A government minister taking responsibility? Resigning without being forced out? Hard to believe! Not exactly unprecedented, but very rare. On 31 January Lord Bates, the international development minister, resigned when he arrived late for work in the House of Lords. The Conservative peer sparked confusion when he gave an apology for not being on time to answer questions from the dispatch box, having missed a question from a Labour peer. According to press reports, Lord Bates commented, ‘I have always believed we should rise to the highest possible standards of courtesy and respect in responding on behalf of the Government to the legitimate questions of the legislature. I am thoroughly ashamed of not being in my place and therefore I shall be offering my resignation to the Prime Minister with immediate effect.’ His reaction was met with amazement and cries of ‘No!’ One Labour peer suggested that an apology would have been adequate to address the issue. Most present agreed.
We have no mandate to comment on the motivation for Lord Bates’ action. He resigned dramatically in 2016 to undertake a solo 2,000 mile walk from Buenos Aires to Rio de Janeiro, so perhaps it’s something in the blood. Not our business. But a minister taking responsibility for failing to reach what he believes are the proper standards for a minister most certainly is.
We do not live in a society where taking responsibility is common. More often we meet with blame-shifting, prevarication, finger-pointing, flat-out denial. At school it starts with ‘It wasn’t me, sir’ and goes on from there. Whatever goes wrong, it is somebody else’s fault, or something else’s fault – my environment, my education, my parents, the government, the stars – you name it, someone claims it. One thing is sure – it’s not my fault.
Not new is it? Ancient, in fact. ‘The woman whom you gave to be with me, she gave me fruit of the tree, and I ate’ (Genesis 3:12). When confronted by God regarding the first human sin, Adam’s response was to try (in vain) to shift blame onto Eve and, implicitly, onto God himself. If he had done a better job, it seems, Adam would not have ended up in the predicament he now faced. Eve learned fast and tried to dump blame entirely on the serpent. None of it fooled the Lord as the succeeding verses show. Every guilty party was called to account and received a just sentence.
We are in no better position. Refusing to take responsibility for our sins simply does not work. God is not fooled and still calls us to account. Worse still, refusing to take responsibility actually closes off the one route to a solution. If we will not face up to the reality of the disease, we will never seek or accept the cure. Most of us have met people who, although seriously ill, insist that ‘I’m fine’ and act accordingly. They will never seek the necessary treatment since they do not believe there is anything wrong with them. People die proclaiming, ‘There’s nothing wrong with me.’

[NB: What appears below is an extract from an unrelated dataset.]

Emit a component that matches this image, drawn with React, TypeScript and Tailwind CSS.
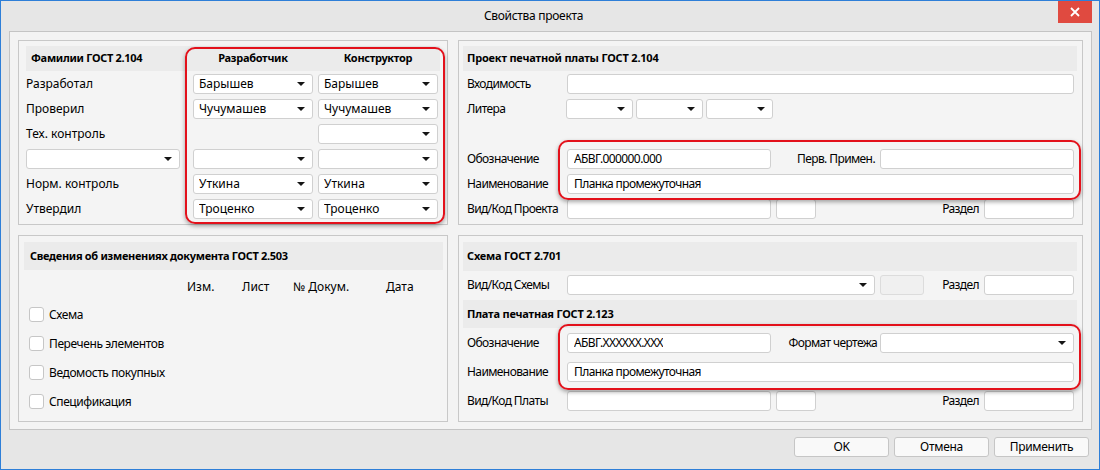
import React from 'react'
import clsx from 'clsx'

// small building blocks of the dialog

function Arrow() {
  return (
    <svg width="8" height="4" viewBox="0 0 8 4" className="shrink-0">
      <path d="M0 0h8L4 4z" fill="#151515" />
    </svg>
  )
}

function Combo({ value = '', className }: { value?: string; className?: string }) {
  return (
    <div
      className={clsx(
        'h-5 bg-white border border-[#d0d0d0] rounded-[3px] flex items-center pl-[5px] pr-[7px]',
        className
      )}
    >
      <span className="flex-1 truncate leading-[18px]">{value}</span>
      <Arrow />
    </div>
  )
}

function Input({ value = '', className }: { value?: string; className?: string }) {
  return (
    <div
      className={clsx(
        'h-5 bg-white border border-[#d0d0d0] rounded-[3px] flex items-center pl-[6px]',
        className
      )}
    >
      <span className="truncate leading-[18px]">{value}</span>
    </div>
  )
}

function Header({ children, className }: { children: React.ReactNode; className?: string }) {
  return (
    <div className={clsx('bg-[#ebebeb] flex items-center font-bold text-[11px]', className)}>
      {children}
    </div>
  )
}

function RedBox({ className }: { className?: string }) {
  return (
    <div
      className={clsx(
        'absolute border-2 border-[#e3111b] rounded-[10px] shadow-[0_2px_4px_rgba(0,0,0,0.35)] pointer-events-none',
        className
      )}
    />
  )
}

function Check({ label }: { label: string }) {
  return (
    <div className="flex items-center h-[15px]">
      <div className="w-[15px] h-[15px] bg-white border border-[#c6c6c6] rounded-[3px]" />
      <span className="ml-[5px] leading-[15px] tracking-[-0.4px]">{label}</span>
    </div>
  )
}

const people = [
  { label: 'Разработал', dev: 'Барышев', con: 'Барышев' },
  { label: 'Проверил', dev: 'Чучумашев', con: 'Чучумашев' },
  { label: 'Тех. контроль', dev: null, con: '' },
  { label: '', dev: '', con: '' },
  { label: 'Норм. контроль', dev: 'Уткина', con: 'Уткина' },
  { label: 'Утвердил', dev: 'Троценко', con: 'Троценко' },
]

export default function App() {
  return (
    <div className="w-[1100px] h-[470px] bg-[#e6e6e6] border border-[#2e7fd8] flex flex-col text-[12px] text-black font-['Noto_Sans',sans-serif] overflow-hidden">
      {/* Title bar */}
      <div className="h-[30px] flex items-start shrink-0">
        <div className="flex-1" />
        <div className="mt-[6px] ml-[8px] leading-[18px] tracking-[-0.3px]">Свойства проекта</div>
        <div className="flex-1" />
        <div className="-mt-px w-[34px] h-[23px] bg-[#e04a40] flex items-center justify-center mr-[7px]">
          <svg width="10" height="10" viewBox="0 0 10 10">
            <path d="M1 1l8 8M9 1l-8 8" stroke="white" strokeWidth="1.8" />
          </svg>
        </div>
      </div>

      {/* Frame */}
      <div className="ml-[8px] w-[1083px] h-[399px] border border-[#c4c4c4] bg-[#f3f3f3] pl-[8px] pt-[8px] grid grid-cols-[430px_625px] grid-rows-[185px_187px] gap-x-[10px] gap-y-[10px]">
        {/* Фамилии */}
        <div className="relative border border-[#c8c8c8] bg-[#f4f4f4] pl-[7px] pt-[5px]">
          <Header className="h-[25px] w-[414px] grid grid-cols-[162px_120px_120px] gap-x-[5px] tracking-[-0.3px]">
            <span className="pl-[5px]">Фамилии ГОСТ 2.104</span>
            <span className="text-center">Разработчик</span>
            <span className="text-center">Конструктор</span>
          </Header>
          <div className="mt-[3px] grid grid-cols-[162px_120px_120px] gap-x-[5px] gap-y-[5px]">
            {people.map((p, i) => (
              <React.Fragment key={i}>
                {i === 3 ? (
                  <Combo className="w-[154px]" />
                ) : (
                  <div className="h-5 leading-5">{p.label}</div>
                )}
                {p.dev === null ? <div /> : <Combo value={p.dev} />}
                <Combo value={p.con} />
              </React.Fragment>
            ))}
          </div>
          <RedBox className="left-[166px] top-[6px] w-[260px] h-[177px]" />
        </div>

        {/* Проект печатной платы */}
        <div className="relative border border-[#c8c8c8] bg-[#f4f4f4] pl-[4px] pr-[5px] pt-[5px] tracking-[-0.6px]">
          <Header className="h-[25px] pl-[4px] tracking-[-0.2px]">Проект печатной платы ГОСТ 2.104</Header>
          <div className="mt-[3px] pl-[4px] pr-[3px] flex flex-col gap-y-[5px]">
            <div className="flex items-center h-5">
              <span className="w-[100px]">Входимость</span>
              <Input className="flex-1" />
            </div>
            <div className="flex items-center h-5">
              <span className="w-[99px]">Литера</span>
              <Combo className="w-[67px]" />
              <Combo className="w-[67px] ml-[3px]" />
              <Combo className="w-[67px] ml-[3px]" />
            </div>
            <div className="h-5" />
            <div className="flex items-center h-5">
              <span className="w-[100px]">Обозначение</span>
              <Input className="w-[204px]" value="АБВГ.000000.000" />
              <span className="flex-1 text-right pr-[5px]">Перв. Примен.</span>
              <Input className="w-[194px]" />
            </div>
            <div className="flex items-center h-5">
              <span className="w-[100px]">Наименование</span>
              <Input className="flex-1" value="Планка промежуточная" />
            </div>
            <div className="flex items-center h-5">
              <span className="w-[100px]">Вид/Код Проекта</span>
              <Input className="w-[204px]" />
              <Input className="w-[40px] ml-[5px]" />
              <span className="flex-1 text-right pr-[5px]">Раздел</span>
              <Input className="w-[90px]" />
            </div>
          </div>
          <RedBox className="left-[99px] top-[99px] w-[523px] h-[60px]" />
        </div>

        {/* Сведения об изменениях */}
        <div className="border border-[#c8c8c8] bg-[#f4f4f4] pl-[5px] pr-[4px] pt-[6px]">
          <Header className="h-[28px] pl-[6px] tracking-[-0.3px]">
            Сведения об изменениях документа ГОСТ 2.503
          </Header>
          <div className="mt-[7px] h-5 flex items-center">
            <span className="w-[163px]" />
            <span className="w-[55px]">Изм.</span>
            <span className="w-[51px]">Лист</span>
            <span className="w-[93px]">№ Докум.</span>
            <span>Дата</span>
          </div>
          <div className="mt-[10px] pl-[5px] flex flex-col gap-y-[14px]">
            <Check label="Схема" />
            <Check label="Перечень элементов" />
            <Check label="Ведомость покупных" />
            <Check label="Спецификация" />
          </div>
        </div>

        {/* Схема / Плата */}
        <div className="relative border border-[#c8c8c8] bg-[#f4f4f4] pl-[4px] pr-[5px] pt-[6px] tracking-[-0.6px]">
          <Header className="h-[29px] pl-[4px] tracking-[-0.2px]">Схема ГОСТ 2.701</Header>
          <div className="mt-[4px] pl-[4px] pr-[3px] flex items-center h-5">
            <span className="w-[100px]">Вид/Код Схемы</span>
            <Combo className="w-[308px]" />
            <div className="w-[44px] h-5 ml-[5px] bg-[#f0f0f0] border border-[#dcdcdc] rounded-[3px]" />
            <span className="flex-1 text-right pr-[5px]">Раздел</span>
            <Input className="w-[90px]" />
          </div>
          <Header className="mt-[5px] h-[28px] pl-[4px] tracking-[-0.2px]">Плата печатная ГОСТ 2.123</Header>
          <div className="mt-[5px] pl-[4px] pr-[3px] flex flex-col gap-y-[9px]">
            <div className="flex items-center h-5">
              <span className="w-[100px]">Обозначение</span>
              <Input className="w-[204px]" value="АБВГ.XXXXXX.XXX" />
              <span className="flex-1 text-right pr-[3px]">Формат чертежа</span>
              <Combo className="w-[194px]" />
            </div>
            <div className="flex items-center h-5">
              <span className="w-[100px]">Наименование</span>
              <Input className="flex-1" value="Планка промежуточная" />
            </div>
            <div className="flex items-center h-5">
              <span className="w-[100px]">Вид/Код Платы</span>
              <Input className="w-[204px]" />
              <Input className="w-[40px] ml-[5px]" />
              <span className="flex-1 text-right pr-[5px]">Раздел</span>
              <Input className="w-[90px]" />
            </div>
          </div>
          <RedBox className="left-[99px] top-[88px] w-[523px] h-[66px]" />
        </div>
      </div>

      {/* Buttons */}
      <div className="mt-[7px] flex justify-end gap-x-[5px] pr-[10px]">
        {['OK', 'Отмена', 'Применить'].map((b) => (
          <div
            key={b}
            className="w-[95px] h-5 bg-[#f9f9f9] border border-[#c6c6c6] rounded-[3px] flex items-center justify-center leading-[18px] tracking-[-0.3px]"
          >
            {b}
          </div>
        ))}
      </div>
    </div>
  )
}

For sinners, in fact, the situation is even worse. The sinner asserts ‘I am alive’ when in fact he is dead. How much worse, and how much more foolish, could it be? Denying responsibility for sin precludes seeking the salvation God has provided in Christ crucified and risen. That was David’s experience in Psalm 32. He recalls, ‘For when I kept silent, my bones wasted away through my groaning all day long’ (verse 3). Even his body was severely affected. The solution? Instead of ‘covering’ his sin, he confessed it to the Lord. ‘I acknowledged my sin to you, and I did not cover my iniquity’ (verse 5). The result was cleansing and forgiveness – ‘you forgave the iniquity of my sin’.
That is the heart of the gospel. True repentance – taking responsibility for our sin as an offence against God – opens the way to the lifting of the burden of guilt and healing of the whole person. Rightly David sang, ‘Blessed is the one whose transgression is forgiven, whose sin is covered’ (verse 1). Until we take responsibility, that door remains firmly closed.